Bruder Alois berichtete den Jugendlichen von seinen Erfahrungen in China, wo Menschen-
und Glaubensrechte teilweise mit Füßen getreten werden:
„Ich habe
viel von meiner Reise erzählt, die ich mit zwei anderen Brüdern nach China gemacht
habe. Dort haben wir Christen in China besucht, mit ihnen gebetet, auf eine ganz einfache
Art und Weise. Ich habe den Jugendlichen hier jeden Tag davon erzählt, zum Beispiel
von einem Bischof von Shanghai, der 93 Jahre alt ist, er war 23 Jahre im Gefängnis
und hat für seinen Glauben gelitten.
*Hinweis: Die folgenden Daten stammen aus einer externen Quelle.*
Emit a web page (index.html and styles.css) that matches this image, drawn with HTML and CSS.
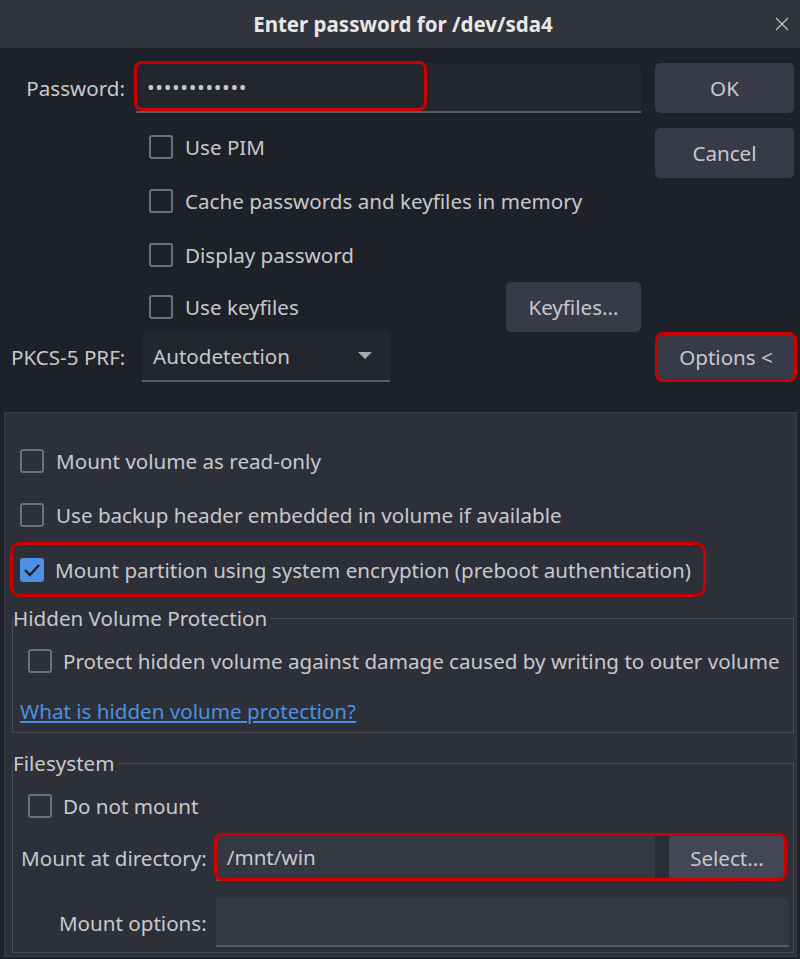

Es ist wichtig, dass Jugendliche wissen, dass
heute in verschiedenen Teilen der Erde Christen gibt, die für ihren Glauben einen
Preis bezahlen.“
Gestärkt in den Alltag zurück
Ob
es das gemeinsame Beten und Schweigen oder der intensive Austausch mit anderen Jugendlichen
sind – fest steht, dass die jungen Leute nach fünf Tagen Taizé in Polen gestärkt wieder
in ihren Alltag zurückkehrten. Martin:
„Ich nehme einen riesigen
Rucksack neuer Erfahrungen mit nach Hause. Ich habe hier sehr viele neue Leute kennen
gelernt. Ich habe auch gelernt, einfach mal still zu sein und nicht immer nur Stress,
Stress, Stress zu machen wie in meinem Alltag. Und ich gehe auch ein bisschen gestärkt
in meinem Glauben hier heraus. Durch die Lieder und die Gemeinschaft bekommt man einfach
das Gefühl: Es muss einen Gott geben.“
Auch die 23-jährige Sarah
aus Leipzig fühlt nach dem Taizé-Treffen innerlich gut. Alle Ängste sind zwar nicht
verschwunden, aber eines ist der jungen Frau klar geworden:
„Die
Angst ist kein Zeitphänomen, sondern steckt in jedem Menschen. Einerseits wird einem
suggeriert, dass man Angst haben muss, dass man immer gut sein muss, in der Schule,
im Studium, dass man immer unterhaltsam sein muss für andere. Ich habe den Eindruck,
dass man viele Erwartungen erfüllen muss, von Eltern, Freunden, Lehrern… Hier ist
mir klar geworden, dass man seine Entscheidungen nicht auf Angst aufbauen muss. Damit
sind allgemeine Entscheidungen und die Entscheidung gemeint, was man mit seinem Leben
anfangen will.“
Das nächste Taizé-Treffen wird um den Jahreswechsel
2010-2011 in Rotterdam stattfinden. Sarah, Martin und Dominikus sind wieder mit von
der Partie – zumindest das wissen sie ganz sicher.